Stored data ::

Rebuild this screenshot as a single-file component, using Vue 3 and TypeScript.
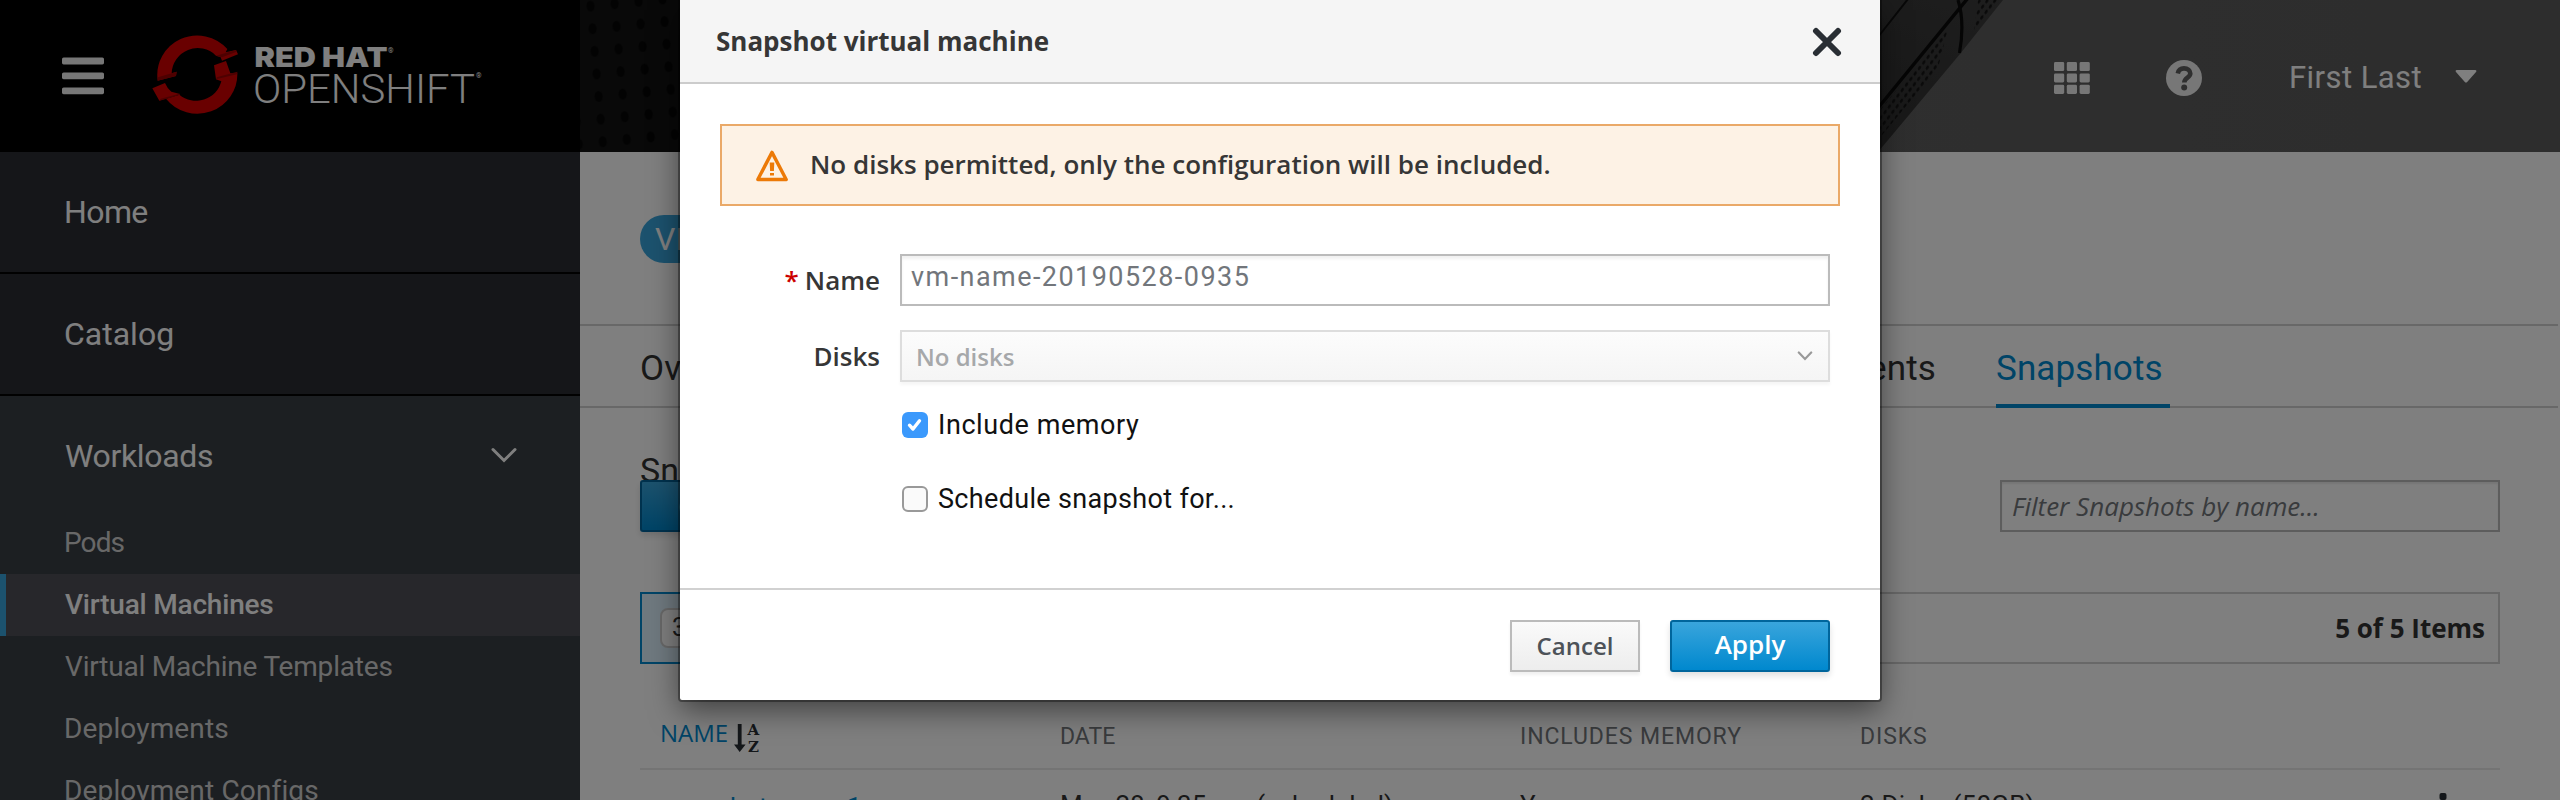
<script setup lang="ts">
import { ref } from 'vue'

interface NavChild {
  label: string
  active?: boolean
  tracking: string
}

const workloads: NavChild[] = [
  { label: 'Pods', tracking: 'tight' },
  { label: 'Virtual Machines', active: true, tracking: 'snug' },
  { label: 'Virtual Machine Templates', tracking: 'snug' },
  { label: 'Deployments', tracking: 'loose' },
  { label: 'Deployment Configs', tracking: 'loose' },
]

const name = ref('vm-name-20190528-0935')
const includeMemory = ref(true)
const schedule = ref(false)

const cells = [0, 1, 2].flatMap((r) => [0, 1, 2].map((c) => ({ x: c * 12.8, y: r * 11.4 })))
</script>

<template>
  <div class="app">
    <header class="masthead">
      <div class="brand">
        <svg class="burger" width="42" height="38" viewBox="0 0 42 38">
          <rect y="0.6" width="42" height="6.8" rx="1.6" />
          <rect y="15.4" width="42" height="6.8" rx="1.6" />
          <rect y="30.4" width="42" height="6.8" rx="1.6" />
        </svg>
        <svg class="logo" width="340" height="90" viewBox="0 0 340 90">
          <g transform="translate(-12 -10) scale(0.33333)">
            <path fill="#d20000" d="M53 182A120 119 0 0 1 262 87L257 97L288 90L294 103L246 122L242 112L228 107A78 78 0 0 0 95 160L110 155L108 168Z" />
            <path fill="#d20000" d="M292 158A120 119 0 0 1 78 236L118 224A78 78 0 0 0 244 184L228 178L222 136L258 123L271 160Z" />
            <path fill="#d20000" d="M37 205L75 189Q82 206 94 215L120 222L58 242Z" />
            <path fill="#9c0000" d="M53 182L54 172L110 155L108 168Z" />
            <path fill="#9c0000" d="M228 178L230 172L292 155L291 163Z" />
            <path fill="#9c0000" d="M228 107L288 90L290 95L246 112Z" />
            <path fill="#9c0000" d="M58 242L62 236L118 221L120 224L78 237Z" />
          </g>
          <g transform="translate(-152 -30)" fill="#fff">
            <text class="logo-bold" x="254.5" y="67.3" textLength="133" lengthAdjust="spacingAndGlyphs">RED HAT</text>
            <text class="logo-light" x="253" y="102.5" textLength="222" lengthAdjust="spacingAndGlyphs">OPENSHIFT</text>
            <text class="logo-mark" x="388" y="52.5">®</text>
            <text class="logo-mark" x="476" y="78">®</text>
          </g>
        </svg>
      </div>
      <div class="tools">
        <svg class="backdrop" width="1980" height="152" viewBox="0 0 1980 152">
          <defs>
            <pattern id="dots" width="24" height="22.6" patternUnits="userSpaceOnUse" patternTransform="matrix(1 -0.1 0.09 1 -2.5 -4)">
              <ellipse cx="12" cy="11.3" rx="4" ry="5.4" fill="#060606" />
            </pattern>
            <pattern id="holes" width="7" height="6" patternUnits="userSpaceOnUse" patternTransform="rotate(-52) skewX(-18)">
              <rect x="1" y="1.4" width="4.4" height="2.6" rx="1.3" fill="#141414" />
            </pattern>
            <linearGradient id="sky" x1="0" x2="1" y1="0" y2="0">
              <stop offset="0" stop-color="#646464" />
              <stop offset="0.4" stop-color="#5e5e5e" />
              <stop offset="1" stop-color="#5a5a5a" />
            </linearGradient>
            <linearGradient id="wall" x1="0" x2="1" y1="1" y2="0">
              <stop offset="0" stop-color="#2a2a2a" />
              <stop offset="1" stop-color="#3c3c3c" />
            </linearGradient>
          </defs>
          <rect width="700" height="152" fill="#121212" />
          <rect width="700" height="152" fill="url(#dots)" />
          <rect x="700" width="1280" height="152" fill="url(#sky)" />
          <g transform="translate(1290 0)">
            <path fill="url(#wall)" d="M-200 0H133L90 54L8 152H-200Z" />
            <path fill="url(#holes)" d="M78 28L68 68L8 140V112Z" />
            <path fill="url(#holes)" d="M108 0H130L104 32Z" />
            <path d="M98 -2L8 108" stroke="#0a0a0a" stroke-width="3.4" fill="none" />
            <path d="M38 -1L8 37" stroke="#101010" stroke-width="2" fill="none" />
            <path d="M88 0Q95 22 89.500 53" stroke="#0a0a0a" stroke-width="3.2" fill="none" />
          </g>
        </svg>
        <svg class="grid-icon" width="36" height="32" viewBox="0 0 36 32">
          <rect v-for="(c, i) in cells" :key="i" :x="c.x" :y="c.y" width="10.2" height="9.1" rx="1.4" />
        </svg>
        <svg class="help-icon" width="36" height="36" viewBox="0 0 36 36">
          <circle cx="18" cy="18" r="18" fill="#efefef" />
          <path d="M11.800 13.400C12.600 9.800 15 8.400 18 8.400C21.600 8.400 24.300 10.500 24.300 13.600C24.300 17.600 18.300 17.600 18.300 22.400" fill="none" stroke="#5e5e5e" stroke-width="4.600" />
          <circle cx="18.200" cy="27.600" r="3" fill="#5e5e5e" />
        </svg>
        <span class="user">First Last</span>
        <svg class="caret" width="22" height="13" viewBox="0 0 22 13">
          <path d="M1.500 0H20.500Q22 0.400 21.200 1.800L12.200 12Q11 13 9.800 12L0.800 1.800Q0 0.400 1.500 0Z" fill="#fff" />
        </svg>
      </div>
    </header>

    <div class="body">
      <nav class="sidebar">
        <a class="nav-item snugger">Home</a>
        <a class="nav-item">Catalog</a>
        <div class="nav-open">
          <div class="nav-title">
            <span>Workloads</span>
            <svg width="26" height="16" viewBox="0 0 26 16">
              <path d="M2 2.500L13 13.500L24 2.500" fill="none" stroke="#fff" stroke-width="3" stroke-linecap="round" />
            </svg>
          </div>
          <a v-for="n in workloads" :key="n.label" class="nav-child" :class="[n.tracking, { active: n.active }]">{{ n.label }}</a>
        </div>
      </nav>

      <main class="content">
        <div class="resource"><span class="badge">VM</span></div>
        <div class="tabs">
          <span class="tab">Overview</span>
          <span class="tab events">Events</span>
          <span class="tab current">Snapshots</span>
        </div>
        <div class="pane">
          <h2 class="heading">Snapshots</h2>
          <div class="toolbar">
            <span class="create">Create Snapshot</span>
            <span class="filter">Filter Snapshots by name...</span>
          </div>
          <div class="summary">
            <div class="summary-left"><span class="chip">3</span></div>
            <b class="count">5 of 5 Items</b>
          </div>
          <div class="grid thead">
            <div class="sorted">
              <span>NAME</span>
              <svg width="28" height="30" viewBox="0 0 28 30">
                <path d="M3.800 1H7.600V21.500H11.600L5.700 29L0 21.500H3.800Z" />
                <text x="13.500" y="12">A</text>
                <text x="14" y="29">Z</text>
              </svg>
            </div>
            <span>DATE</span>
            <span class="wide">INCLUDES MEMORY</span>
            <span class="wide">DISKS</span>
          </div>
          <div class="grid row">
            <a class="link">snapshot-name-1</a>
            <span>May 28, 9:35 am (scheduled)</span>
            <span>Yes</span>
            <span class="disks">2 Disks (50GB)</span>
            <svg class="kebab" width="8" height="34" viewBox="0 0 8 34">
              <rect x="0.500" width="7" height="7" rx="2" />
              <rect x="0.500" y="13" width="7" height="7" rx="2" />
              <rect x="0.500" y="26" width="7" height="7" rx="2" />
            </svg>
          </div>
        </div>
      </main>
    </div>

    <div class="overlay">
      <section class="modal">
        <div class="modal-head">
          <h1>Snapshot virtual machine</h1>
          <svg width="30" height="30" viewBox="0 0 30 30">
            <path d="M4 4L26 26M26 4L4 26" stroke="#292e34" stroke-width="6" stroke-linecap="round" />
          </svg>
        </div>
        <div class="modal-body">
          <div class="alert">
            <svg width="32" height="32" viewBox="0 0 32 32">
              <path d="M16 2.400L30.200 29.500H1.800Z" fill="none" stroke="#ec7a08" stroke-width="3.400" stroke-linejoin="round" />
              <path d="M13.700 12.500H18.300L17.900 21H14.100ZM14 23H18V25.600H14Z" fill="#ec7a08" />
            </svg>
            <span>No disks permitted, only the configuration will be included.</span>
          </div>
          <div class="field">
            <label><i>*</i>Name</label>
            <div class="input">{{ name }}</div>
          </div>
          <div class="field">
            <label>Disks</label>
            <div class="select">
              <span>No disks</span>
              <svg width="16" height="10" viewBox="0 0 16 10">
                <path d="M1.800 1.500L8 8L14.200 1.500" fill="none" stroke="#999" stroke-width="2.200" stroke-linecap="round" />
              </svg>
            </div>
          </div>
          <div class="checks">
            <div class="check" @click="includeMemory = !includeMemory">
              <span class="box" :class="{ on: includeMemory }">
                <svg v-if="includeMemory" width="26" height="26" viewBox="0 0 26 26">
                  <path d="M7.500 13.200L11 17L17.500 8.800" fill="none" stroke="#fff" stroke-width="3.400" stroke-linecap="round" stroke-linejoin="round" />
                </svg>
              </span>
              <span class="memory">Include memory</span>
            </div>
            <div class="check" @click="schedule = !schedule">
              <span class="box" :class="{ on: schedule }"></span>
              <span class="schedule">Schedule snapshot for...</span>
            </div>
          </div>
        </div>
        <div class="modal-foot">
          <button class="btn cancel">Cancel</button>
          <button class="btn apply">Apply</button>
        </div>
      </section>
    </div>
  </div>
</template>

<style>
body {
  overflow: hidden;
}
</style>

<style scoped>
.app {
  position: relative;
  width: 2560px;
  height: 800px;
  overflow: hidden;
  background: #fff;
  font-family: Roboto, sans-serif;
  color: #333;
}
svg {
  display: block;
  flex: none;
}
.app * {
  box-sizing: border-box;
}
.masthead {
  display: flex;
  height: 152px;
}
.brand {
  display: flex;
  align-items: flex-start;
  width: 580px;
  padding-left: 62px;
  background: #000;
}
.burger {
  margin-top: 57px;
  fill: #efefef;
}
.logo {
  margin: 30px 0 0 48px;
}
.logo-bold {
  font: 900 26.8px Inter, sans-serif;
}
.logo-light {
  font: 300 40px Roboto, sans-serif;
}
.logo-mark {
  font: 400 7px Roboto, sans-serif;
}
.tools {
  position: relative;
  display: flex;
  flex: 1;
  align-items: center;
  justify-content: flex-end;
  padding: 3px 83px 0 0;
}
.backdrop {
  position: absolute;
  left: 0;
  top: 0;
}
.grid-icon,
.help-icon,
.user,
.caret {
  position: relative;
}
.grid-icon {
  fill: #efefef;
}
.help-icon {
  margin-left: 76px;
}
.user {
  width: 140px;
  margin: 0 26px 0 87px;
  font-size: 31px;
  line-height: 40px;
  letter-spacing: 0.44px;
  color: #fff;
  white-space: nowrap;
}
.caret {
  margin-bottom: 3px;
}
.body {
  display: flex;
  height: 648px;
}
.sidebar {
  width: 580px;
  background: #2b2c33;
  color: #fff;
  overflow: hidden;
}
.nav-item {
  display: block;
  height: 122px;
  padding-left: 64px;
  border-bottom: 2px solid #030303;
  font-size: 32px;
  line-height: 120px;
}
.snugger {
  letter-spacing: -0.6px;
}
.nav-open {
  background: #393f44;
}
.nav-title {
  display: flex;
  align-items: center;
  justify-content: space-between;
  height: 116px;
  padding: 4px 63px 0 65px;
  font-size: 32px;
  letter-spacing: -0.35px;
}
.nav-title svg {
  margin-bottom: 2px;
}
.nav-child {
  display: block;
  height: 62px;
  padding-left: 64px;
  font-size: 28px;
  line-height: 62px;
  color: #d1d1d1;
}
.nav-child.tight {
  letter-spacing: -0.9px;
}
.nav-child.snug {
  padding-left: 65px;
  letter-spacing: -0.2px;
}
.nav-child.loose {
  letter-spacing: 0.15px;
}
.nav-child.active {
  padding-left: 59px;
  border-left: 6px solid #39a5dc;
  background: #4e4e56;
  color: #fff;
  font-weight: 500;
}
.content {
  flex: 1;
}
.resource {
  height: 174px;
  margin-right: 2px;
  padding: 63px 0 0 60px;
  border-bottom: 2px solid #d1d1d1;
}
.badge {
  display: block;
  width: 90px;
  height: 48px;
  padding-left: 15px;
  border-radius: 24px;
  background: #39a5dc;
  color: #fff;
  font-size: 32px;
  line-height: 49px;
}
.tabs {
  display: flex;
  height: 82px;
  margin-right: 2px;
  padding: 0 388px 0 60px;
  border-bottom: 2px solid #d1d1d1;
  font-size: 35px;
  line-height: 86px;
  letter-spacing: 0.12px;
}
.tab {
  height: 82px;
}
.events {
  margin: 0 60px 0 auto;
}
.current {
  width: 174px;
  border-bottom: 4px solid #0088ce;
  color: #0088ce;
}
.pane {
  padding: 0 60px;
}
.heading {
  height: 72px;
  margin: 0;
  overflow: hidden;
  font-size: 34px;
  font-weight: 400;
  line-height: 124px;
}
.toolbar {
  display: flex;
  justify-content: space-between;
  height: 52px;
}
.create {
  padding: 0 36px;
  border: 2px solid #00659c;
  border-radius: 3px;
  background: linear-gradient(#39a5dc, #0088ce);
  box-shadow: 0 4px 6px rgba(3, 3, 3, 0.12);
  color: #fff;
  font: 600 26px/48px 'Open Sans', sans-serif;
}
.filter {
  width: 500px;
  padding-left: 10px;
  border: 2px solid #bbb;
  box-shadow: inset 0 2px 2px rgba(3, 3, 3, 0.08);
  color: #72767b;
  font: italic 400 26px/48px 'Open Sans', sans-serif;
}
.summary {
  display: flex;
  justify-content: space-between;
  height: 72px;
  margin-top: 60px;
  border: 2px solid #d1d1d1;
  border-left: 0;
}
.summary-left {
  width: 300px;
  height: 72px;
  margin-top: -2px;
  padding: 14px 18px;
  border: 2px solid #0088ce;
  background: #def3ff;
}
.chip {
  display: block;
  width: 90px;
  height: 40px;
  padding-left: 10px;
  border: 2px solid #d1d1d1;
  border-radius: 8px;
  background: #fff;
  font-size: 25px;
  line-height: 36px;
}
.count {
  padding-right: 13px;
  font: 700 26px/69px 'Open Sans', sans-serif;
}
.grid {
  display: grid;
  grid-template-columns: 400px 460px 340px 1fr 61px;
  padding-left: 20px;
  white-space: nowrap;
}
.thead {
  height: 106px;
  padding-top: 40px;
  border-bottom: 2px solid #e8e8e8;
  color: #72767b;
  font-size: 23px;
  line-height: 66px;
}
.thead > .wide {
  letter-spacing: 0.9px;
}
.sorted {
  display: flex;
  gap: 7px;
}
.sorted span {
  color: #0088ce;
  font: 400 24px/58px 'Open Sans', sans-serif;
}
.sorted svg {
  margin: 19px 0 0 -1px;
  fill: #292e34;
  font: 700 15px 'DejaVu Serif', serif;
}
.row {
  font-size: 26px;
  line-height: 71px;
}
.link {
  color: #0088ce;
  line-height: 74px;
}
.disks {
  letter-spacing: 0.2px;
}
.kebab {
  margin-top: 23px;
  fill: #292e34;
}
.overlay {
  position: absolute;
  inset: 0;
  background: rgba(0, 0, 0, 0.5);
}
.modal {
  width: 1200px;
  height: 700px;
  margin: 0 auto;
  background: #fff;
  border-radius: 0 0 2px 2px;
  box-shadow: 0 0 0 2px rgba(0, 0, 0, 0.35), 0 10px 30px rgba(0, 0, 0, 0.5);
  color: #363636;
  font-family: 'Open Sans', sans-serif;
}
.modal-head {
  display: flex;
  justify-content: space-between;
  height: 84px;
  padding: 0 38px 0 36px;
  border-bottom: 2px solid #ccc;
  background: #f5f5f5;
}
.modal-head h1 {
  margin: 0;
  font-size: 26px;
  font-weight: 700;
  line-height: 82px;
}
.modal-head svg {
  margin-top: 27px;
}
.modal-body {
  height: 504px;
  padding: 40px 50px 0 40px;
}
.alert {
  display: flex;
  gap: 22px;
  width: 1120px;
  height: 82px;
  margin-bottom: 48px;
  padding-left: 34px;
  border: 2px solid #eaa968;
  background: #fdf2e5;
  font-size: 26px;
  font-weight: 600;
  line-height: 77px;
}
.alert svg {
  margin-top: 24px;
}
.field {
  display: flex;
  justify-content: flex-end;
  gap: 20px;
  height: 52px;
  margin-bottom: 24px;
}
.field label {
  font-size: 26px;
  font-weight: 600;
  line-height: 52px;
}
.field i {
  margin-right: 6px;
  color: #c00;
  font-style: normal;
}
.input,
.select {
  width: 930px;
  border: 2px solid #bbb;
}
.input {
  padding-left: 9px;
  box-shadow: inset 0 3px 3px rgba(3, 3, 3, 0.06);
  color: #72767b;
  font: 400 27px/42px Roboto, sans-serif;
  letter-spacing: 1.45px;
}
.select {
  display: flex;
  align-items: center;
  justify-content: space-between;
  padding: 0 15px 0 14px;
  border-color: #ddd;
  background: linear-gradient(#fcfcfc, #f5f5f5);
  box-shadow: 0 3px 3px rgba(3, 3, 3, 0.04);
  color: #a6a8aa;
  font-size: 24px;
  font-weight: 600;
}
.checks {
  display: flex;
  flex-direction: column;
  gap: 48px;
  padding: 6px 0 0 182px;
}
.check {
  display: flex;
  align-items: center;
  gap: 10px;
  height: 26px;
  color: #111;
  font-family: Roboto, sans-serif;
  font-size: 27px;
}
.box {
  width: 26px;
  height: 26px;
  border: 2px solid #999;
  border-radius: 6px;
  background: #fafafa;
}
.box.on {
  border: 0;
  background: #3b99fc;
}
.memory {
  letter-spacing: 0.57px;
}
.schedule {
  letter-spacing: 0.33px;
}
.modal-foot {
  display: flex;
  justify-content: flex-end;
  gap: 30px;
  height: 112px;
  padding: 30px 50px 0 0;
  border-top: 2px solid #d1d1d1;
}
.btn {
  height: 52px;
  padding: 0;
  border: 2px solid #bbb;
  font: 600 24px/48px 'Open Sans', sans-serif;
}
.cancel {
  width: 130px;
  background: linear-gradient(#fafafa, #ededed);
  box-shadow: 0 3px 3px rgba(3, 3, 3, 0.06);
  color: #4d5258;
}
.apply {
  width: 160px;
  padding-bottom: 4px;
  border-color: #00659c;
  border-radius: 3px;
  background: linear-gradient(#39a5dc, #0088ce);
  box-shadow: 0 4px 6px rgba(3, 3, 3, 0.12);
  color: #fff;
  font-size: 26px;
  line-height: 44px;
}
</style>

What the task asks ::
Repeat the listing above up to and including the line with "const schedule = ref(false)", starting from its first line. Drop any pictures.

Response below ::
Rebuild this screenshot as a single-file component, using Vue 3 and TypeScript.
<script setup lang="ts">
import { ref } from 'vue'

interface NavChild {
  label: string
  active?: boolean
  tracking: string
}

const workloads: NavChild[] = [
  { label: 'Pods', tracking: 'tight' },
  { label: 'Virtual Machines', active: true, tracking: 'snug' },
  { label: 'Virtual Machine Templates', tracking: 'snug' },
  { label: 'Deployments', tracking: 'loose' },
  { label: 'Deployment Configs', tracking: 'loose' },
]

const name = ref('vm-name-20190528-0935')
const includeMemory = ref(true)
const schedule = ref(false)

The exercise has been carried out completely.